Provided material:
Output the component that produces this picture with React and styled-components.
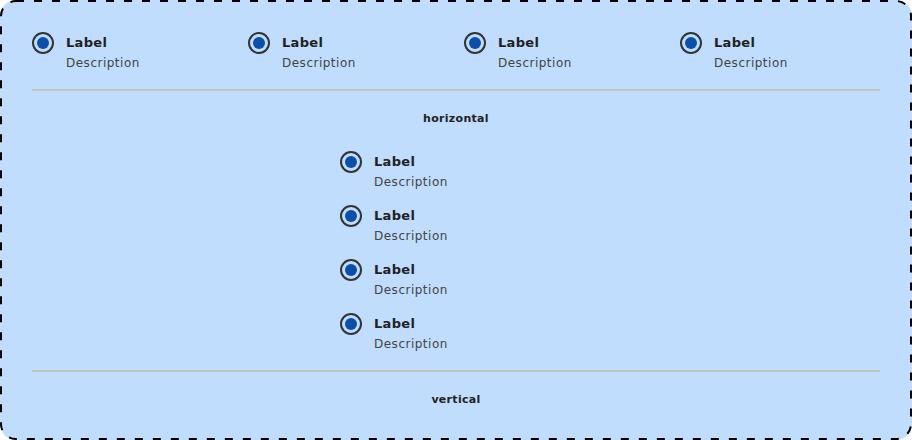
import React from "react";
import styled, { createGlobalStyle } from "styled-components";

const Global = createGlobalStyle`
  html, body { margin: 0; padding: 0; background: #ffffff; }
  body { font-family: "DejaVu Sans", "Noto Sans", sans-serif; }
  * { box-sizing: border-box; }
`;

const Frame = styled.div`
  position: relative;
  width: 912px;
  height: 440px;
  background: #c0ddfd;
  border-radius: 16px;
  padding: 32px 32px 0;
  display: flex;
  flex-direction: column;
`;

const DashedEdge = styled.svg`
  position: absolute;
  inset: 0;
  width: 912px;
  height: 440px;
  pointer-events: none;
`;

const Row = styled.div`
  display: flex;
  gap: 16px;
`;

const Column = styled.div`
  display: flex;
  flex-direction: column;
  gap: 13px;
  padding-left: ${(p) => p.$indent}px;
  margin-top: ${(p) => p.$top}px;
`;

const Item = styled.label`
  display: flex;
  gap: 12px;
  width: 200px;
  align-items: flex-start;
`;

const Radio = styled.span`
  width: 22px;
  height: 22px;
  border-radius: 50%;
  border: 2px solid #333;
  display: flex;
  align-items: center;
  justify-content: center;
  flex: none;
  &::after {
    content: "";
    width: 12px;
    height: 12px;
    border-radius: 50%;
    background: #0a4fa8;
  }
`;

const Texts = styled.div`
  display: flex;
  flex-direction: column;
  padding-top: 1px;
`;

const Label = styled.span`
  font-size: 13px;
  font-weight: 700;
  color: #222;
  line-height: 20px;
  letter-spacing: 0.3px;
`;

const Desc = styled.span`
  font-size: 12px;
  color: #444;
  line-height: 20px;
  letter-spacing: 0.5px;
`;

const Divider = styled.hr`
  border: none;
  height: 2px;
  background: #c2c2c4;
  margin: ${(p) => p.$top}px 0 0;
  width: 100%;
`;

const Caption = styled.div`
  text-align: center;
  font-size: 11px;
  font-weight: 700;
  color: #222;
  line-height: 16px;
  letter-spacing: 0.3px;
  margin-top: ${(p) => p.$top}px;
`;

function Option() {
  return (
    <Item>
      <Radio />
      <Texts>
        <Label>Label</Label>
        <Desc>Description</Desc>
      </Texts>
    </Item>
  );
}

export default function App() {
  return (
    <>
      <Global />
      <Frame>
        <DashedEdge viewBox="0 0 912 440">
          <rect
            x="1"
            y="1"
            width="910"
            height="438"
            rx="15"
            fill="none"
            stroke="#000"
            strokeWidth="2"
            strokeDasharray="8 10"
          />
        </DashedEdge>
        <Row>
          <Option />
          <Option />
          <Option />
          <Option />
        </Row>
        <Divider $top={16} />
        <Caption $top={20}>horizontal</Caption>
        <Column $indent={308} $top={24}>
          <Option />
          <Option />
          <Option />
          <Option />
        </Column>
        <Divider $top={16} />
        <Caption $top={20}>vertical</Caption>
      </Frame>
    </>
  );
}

Stated exercise: Report only how many lines of the listing hold the word "React".

Problem solution: 2